# start of DATA EXTRACT

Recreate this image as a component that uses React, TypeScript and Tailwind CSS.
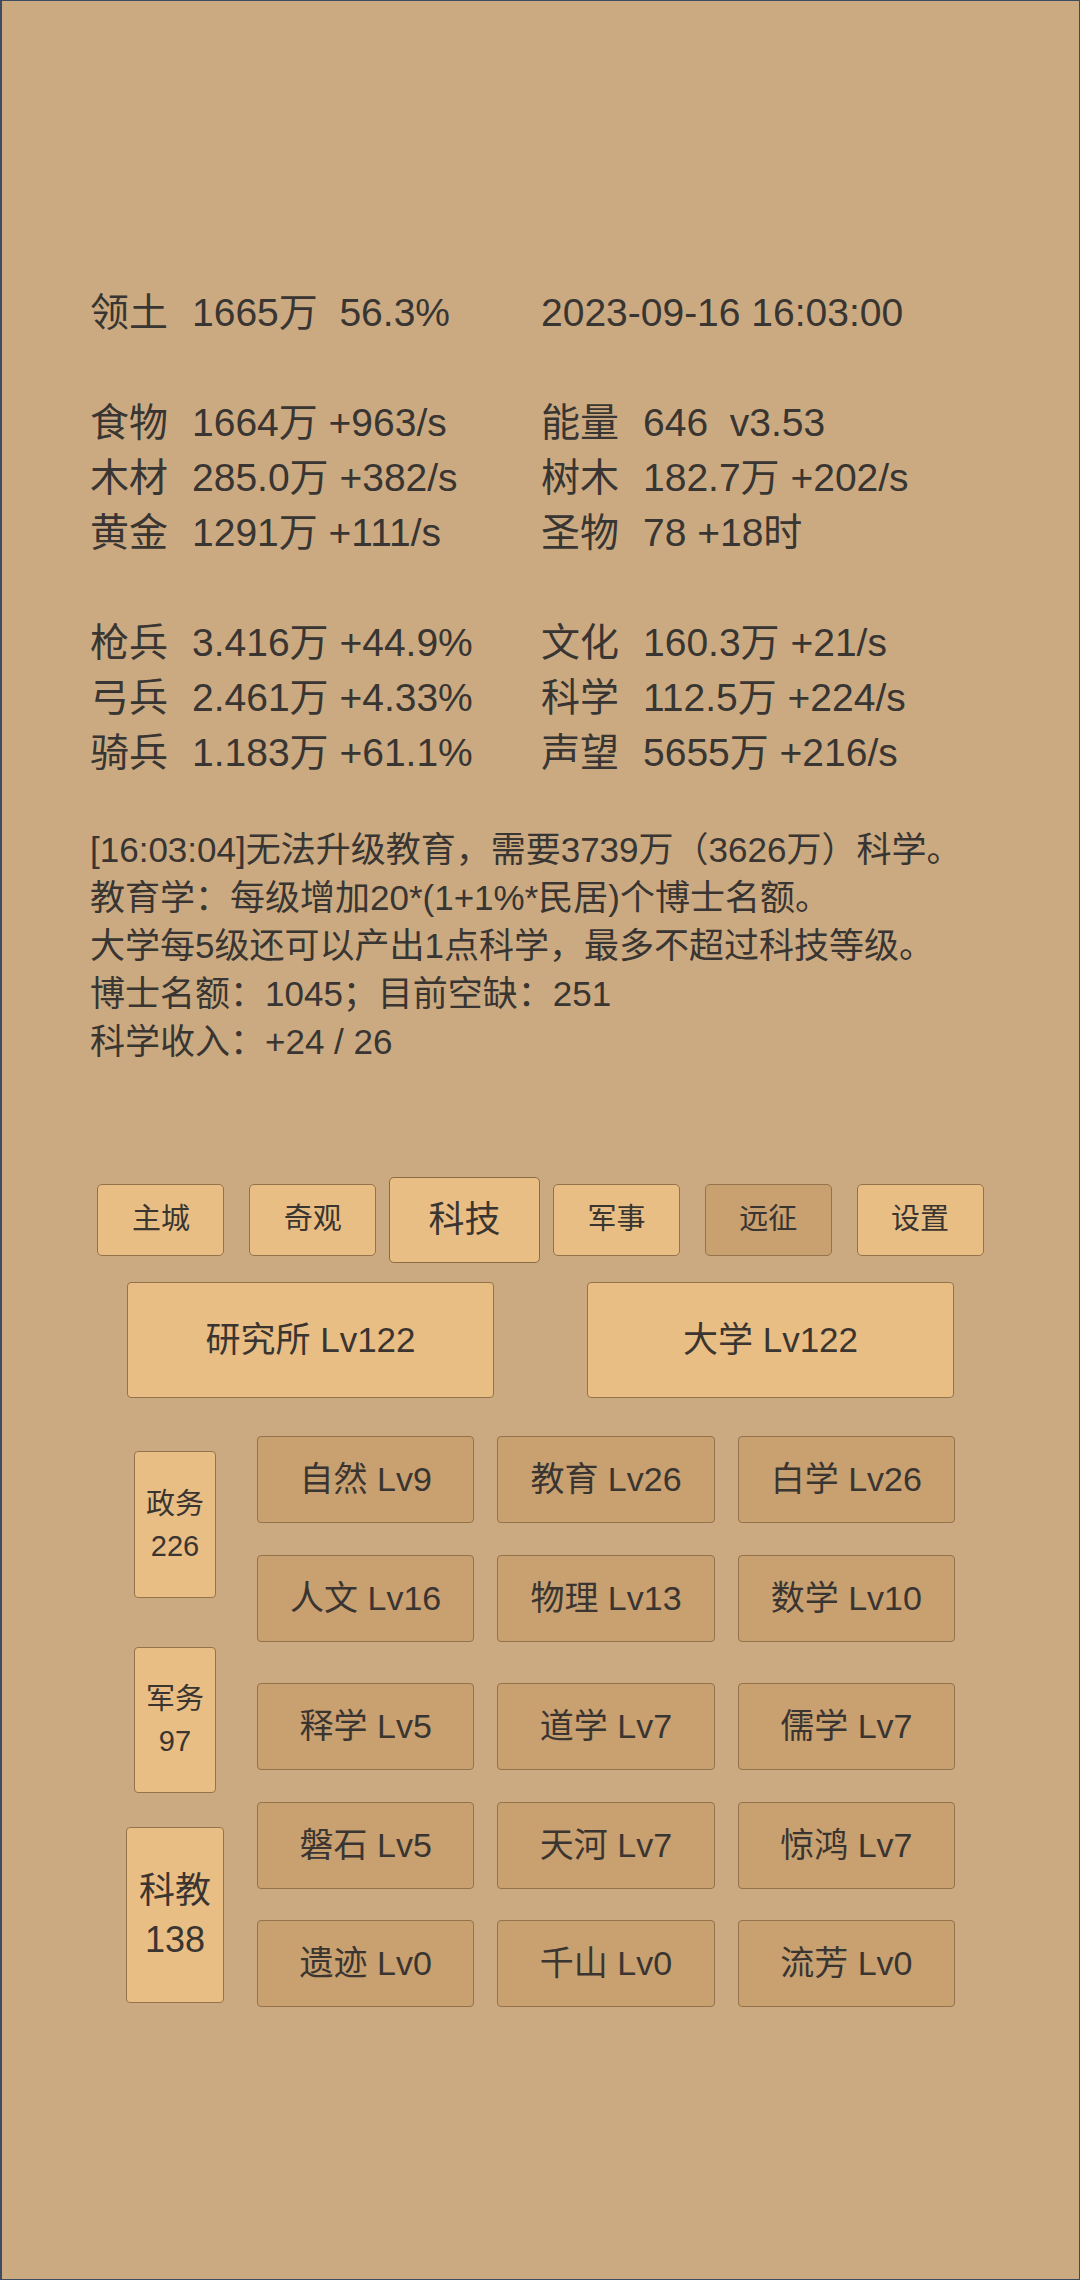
import React from 'react';

type Stat = { label?: string; value: string };

const statRows: ([Stat, Stat] | null)[] = [
  [{ label: '领土', value: '1665万  56.3%' }, { value: '2023-09-16 16:03:00' }],
  null,
  [{ label: '食物', value: '1664万 +963/s' }, { label: '能量', value: '646  v3.53' }],
  [{ label: '木材', value: '285.0万 +382/s' }, { label: '树木', value: '182.7万 +202/s' }],
  [{ label: '黄金', value: '1291万 +111/s' }, { label: '圣物', value: '78 +18时' }],
  null,
  [{ label: '枪兵', value: '3.416万 +44.9%' }, { label: '文化', value: '160.3万 +21/s' }],
  [{ label: '弓兵', value: '2.461万 +4.33%' }, { label: '科学', value: '112.5万 +224/s' }],
  [{ label: '骑兵', value: '1.183万 +61.1%' }, { label: '声望', value: '5655万 +216/s' }],
];

const logLines = [
  '[16:03:04]无法升级教育，需要3739万（3626万）科学。',
  '教育学：每级增加20*(1+1%*民居)个博士名额。',
  '大学每5级还可以产出1点科学，最多不超过科技等级。',
  '博士名额：1045；目前空缺：251',
  '科学收入：+24 / 26',
];

const tabs = [
  { label: '主城' },
  { label: '奇观' },
  { label: '科技', active: true },
  { label: '军事' },
  { label: '远征', dark: true },
  { label: '设置' },
];

const techRows = [
  { gap: '', items: ['自然 Lv9', '教育 Lv26', '白学 Lv26'] },
  { gap: 'mt-[32px]', items: ['人文 Lv16', '物理 Lv13', '数学 Lv10'] },
  { gap: 'mt-[41px]', items: ['释学 Lv5', '道学 Lv7', '儒学 Lv7'] },
  { gap: 'mt-[32px]', items: ['磐石 Lv5', '天河 Lv7', '惊鸿 Lv7'] },
  { gap: 'mt-[31px]', items: ['遗迹 Lv0', '千山 Lv0', '流芳 Lv0'] },
];

const StatCell: React.FC<{ stat: Stat }> = ({ stat }) => (
  <div className="flex whitespace-pre">
    {stat.label && <span className="w-[102px] shrink-0">{stat.label}</span>}
    <span>{stat.value}</span>
  </div>
);

const TechButton: React.FC<{ label: string }> = ({ label }) => (
  <button className="h-[87px] rounded-[4px] border border-[#94724c] bg-[#c9a070] text-[34px] text-[#3a3530] flex items-center justify-center whitespace-pre">
    {label}
  </button>
);

export default function App() {
  return (
    <div className="w-[1080px] h-[2280px] bg-[#cbaa81] border border-l-2 border-[#3e4a5e] text-[#383532] font-['Liberation_Sans','Noto_Sans_CJK_SC',sans-serif] overflow-hidden">
      {/* Resources */}
      <div className="pt-[284px] pl-[88px] text-[39px] leading-[55px]">
        {statRows.map((row, i) =>
          row ? (
            <div key={i} className="grid grid-cols-[451px_1fr]">
              <StatCell stat={row[0]} />
              <StatCell stat={row[1]} />
            </div>
          ) : (
            <div key={i} className="h-[55px]" />
          )
        )}
      </div>

      {/* Log */}
      <div className="mt-[46px] pl-[88px] text-[35px] leading-[48px] whitespace-nowrap">
        {logLines.map((line, i) => (
          <div key={i}>{line}</div>
        ))}
      </div>

      {/* Tabs */}
      <div className="mt-[111px] mx-[83px] grid grid-cols-6 items-center h-[86px]">
        {tabs.map((t) => (
          <div key={t.label} className="flex justify-center">
            <button
              className={
                t.active
                  ? 'w-[152px] h-[86px] rounded-[5px] border border-[#8c6a44] bg-[#e9be85] text-[36px] text-[#3a3530]'
                  : t.dark
                  ? 'w-[127px] h-[72px] rounded-[5px] border border-[#94724c] bg-[#c9a070] text-[29px] text-[#3a3530]'
                  : 'w-[127px] h-[72px] rounded-[5px] border border-[#94724c] bg-[#e9be85] text-[29px] text-[#3a3530]'
              }
            >
              {t.label}
            </button>
          </div>
        ))}
      </div>

      {/* Buildings */}
      <div className="mt-[19px] flex justify-center gap-[93px]">
        <button className="w-[367px] h-[116px] rounded-[4px] border border-[#94724c] bg-[#e9be85] text-[35px] text-[#3a3530]">
          研究所 Lv122
        </button>
        <button className="w-[367px] h-[116px] rounded-[4px] border border-[#94724c] bg-[#e9be85] text-[35px] text-[#3a3530]">
          大学 Lv122
        </button>
      </div>

      {/* Tech tree */}
      <div className="mt-[38px] flex pl-[124px]">
        <div className="w-[98px] flex flex-col items-center">
          <div className="mt-[15px] w-[82px] h-[147px] rounded-[4px] border border-[#94724c] bg-[#e9be85] text-[29px] leading-[42px] text-[#3a3530] flex flex-col items-center justify-center">
            <span>政务</span>
            <span>226</span>
          </div>
          <div className="mt-[49px] w-[82px] h-[146px] rounded-[4px] border border-[#94724c] bg-[#e9be85] text-[29px] leading-[42px] text-[#3a3530] flex flex-col items-center justify-center">
            <span>军务</span>
            <span>97</span>
          </div>
          <div className="mt-[34px] w-[98px] h-[176px] rounded-[4px] border border-[#94724c] bg-[#e9be85] text-[36px] leading-[49px] text-[#3a3530] flex flex-col items-center justify-center">
            <span>科教</span>
            <span>138</span>
          </div>
        </div>

        <div className="ml-[33px] w-[698px] flex flex-col">
          {techRows.map((row, i) => (
            <div key={i} className={`${row.gap} grid grid-cols-3 gap-x-[23px]`}>
              {row.items.map((label) => (
                <TechButton key={label} label={label} />
              ))}
            </div>
          ))}
        </div>
      </div>
    </div>
  );
}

# end of DATA EXTRACT

REQUEST —
Except for the pictures, give all the material above again verbatim.

REPLY —
Recreate this image as a component that uses React, TypeScript and Tailwind CSS.
import React from 'react';

type Stat = { label?: string; value: string };

const statRows: ([Stat, Stat] | null)[] = [
  [{ label: '领土', value: '1665万  56.3%' }, { value: '2023-09-16 16:03:00' }],
  null,
  [{ label: '食物', value: '1664万 +963/s' }, { label: '能量', value: '646  v3.53' }],
  [{ label: '木材', value: '285.0万 +382/s' }, { label: '树木', value: '182.7万 +202/s' }],
  [{ label: '黄金', value: '1291万 +111/s' }, { label: '圣物', value: '78 +18时' }],
  null,
  [{ label: '枪兵', value: '3.416万 +44.9%' }, { label: '文化', value: '160.3万 +21/s' }],
  [{ label: '弓兵', value: '2.461万 +4.33%' }, { label: '科学', value: '112.5万 +224/s' }],
  [{ label: '骑兵', value: '1.183万 +61.1%' }, { label: '声望', value: '5655万 +216/s' }],
];

const logLines = [
  '[16:03:04]无法升级教育，需要3739万（3626万）科学。',
  '教育学：每级增加20*(1+1%*民居)个博士名额。',
  '大学每5级还可以产出1点科学，最多不超过科技等级。',
  '博士名额：1045；目前空缺：251',
  '科学收入：+24 / 26',
];

const tabs = [
  { label: '主城' },
  { label: '奇观' },
  { label: '科技', active: true },
  { label: '军事' },
  { label: '远征', dark: true },
  { label: '设置' },
];

const techRows = [
  { gap: '', items: ['自然 Lv9', '教育 Lv26', '白学 Lv26'] },
  { gap: 'mt-[32px]', items: ['人文 Lv16', '物理 Lv13', '数学 Lv10'] },
  { gap: 'mt-[41px]', items: ['释学 Lv5', '道学 Lv7', '儒学 Lv7'] },
  { gap: 'mt-[32px]', items: ['磐石 Lv5', '天河 Lv7', '惊鸿 Lv7'] },
  { gap: 'mt-[31px]', items: ['遗迹 Lv0', '千山 Lv0', '流芳 Lv0'] },
];

const StatCell: React.FC<{ stat: Stat }> = ({ stat }) => (
  <div className="flex whitespace-pre">
    {stat.label && <span className="w-[102px] shrink-0">{stat.label}</span>}
    <span>{stat.value}</span>
  </div>
);

const TechButton: React.FC<{ label: string }> = ({ label }) => (
  <button className="h-[87px] rounded-[4px] border border-[#94724c] bg-[#c9a070] text-[34px] text-[#3a3530] flex items-center justify-center whitespace-pre">
    {label}
  </button>
);

export default function App() {
  return (
    <div className="w-[1080px] h-[2280px] bg-[#cbaa81] border border-l-2 border-[#3e4a5e] text-[#383532] font-['Liberation_Sans','Noto_Sans_CJK_SC',sans-serif] overflow-hidden">
      {/* Resources */}
      <div className="pt-[284px] pl-[88px] text-[39px] leading-[55px]">
        {statRows.map((row, i) =>
          row ? (
            <div key={i} className="grid grid-cols-[451px_1fr]">
              <StatCell stat={row[0]} />
              <StatCell stat={row[1]} />
            </div>
          ) : (
            <div key={i} className="h-[55px]" />
          )
        )}
      </div>

      {/* Log */}
      <div className="mt-[46px] pl-[88px] text-[35px] leading-[48px] whitespace-nowrap">
        {logLines.map((line, i) => (
          <div key={i}>{line}</div>
        ))}
      </div>

      {/* Tabs */}
      <div className="mt-[111px] mx-[83px] grid grid-cols-6 items-center h-[86px]">
        {tabs.map((t) => (
          <div key={t.label} className="flex justify-center">
            <button
              className={
                t.active
                  ? 'w-[152px] h-[86px] rounded-[5px] border border-[#8c6a44] bg-[#e9be85] text-[36px] text-[#3a3530]'
                  : t.dark
                  ? 'w-[127px] h-[72px] rounded-[5px] border border-[#94724c] bg-[#c9a070] text-[29px] text-[#3a3530]'
                  : 'w-[127px] h-[72px] rounded-[5px] border border-[#94724c] bg-[#e9be85] text-[29px] text-[#3a3530]'
              }
            >
              {t.label}
            </button>
          </div>
        ))}
      </div>

      {/* Buildings */}
      <div className="mt-[19px] flex justify-center gap-[93px]">
        <button className="w-[367px] h-[116px] rounded-[4px] border border-[#94724c] bg-[#e9be85] text-[35px] text-[#3a3530]">
          研究所 Lv122
        </button>
        <button className="w-[367px] h-[116px] rounded-[4px] border border-[#94724c] bg-[#e9be85] text-[35px] text-[#3a3530]">
          大学 Lv122
        </button>
      </div>

      {/* Tech tree */}
      <div className="mt-[38px] flex pl-[124px]">
        <div className="w-[98px] flex flex-col items-center">
          <div className="mt-[15px] w-[82px] h-[147px] rounded-[4px] border border-[#94724c] bg-[#e9be85] text-[29px] leading-[42px] text-[#3a3530] flex flex-col items-center justify-center">
            <span>政务</span>
            <span>226</span>
          </div>
          <div className="mt-[49px] w-[82px] h-[146px] rounded-[4px] border border-[#94724c] bg-[#e9be85] text-[29px] leading-[42px] text-[#3a3530] flex flex-col items-center justify-center">
            <span>军务</span>
            <span>97</span>
          </div>
          <div className="mt-[34px] w-[98px] h-[176px] rounded-[4px] border border-[#94724c] bg-[#e9be85] text-[36px] leading-[49px] text-[#3a3530] flex flex-col items-center justify-center">
            <span>科教</span>
            <span>138</span>
          </div>
        </div>

        <div className="ml-[33px] w-[698px] flex flex-col">
          {techRows.map((row, i) => (
            <div key={i} className={`${row.gap} grid grid-cols-3 gap-x-[23px]`}>
              {row.items.map((label) => (
                <TechButton key={label} label={label} />
              ))}
            </div>
          ))}
        </div>
      </div>
    </div>
  );
}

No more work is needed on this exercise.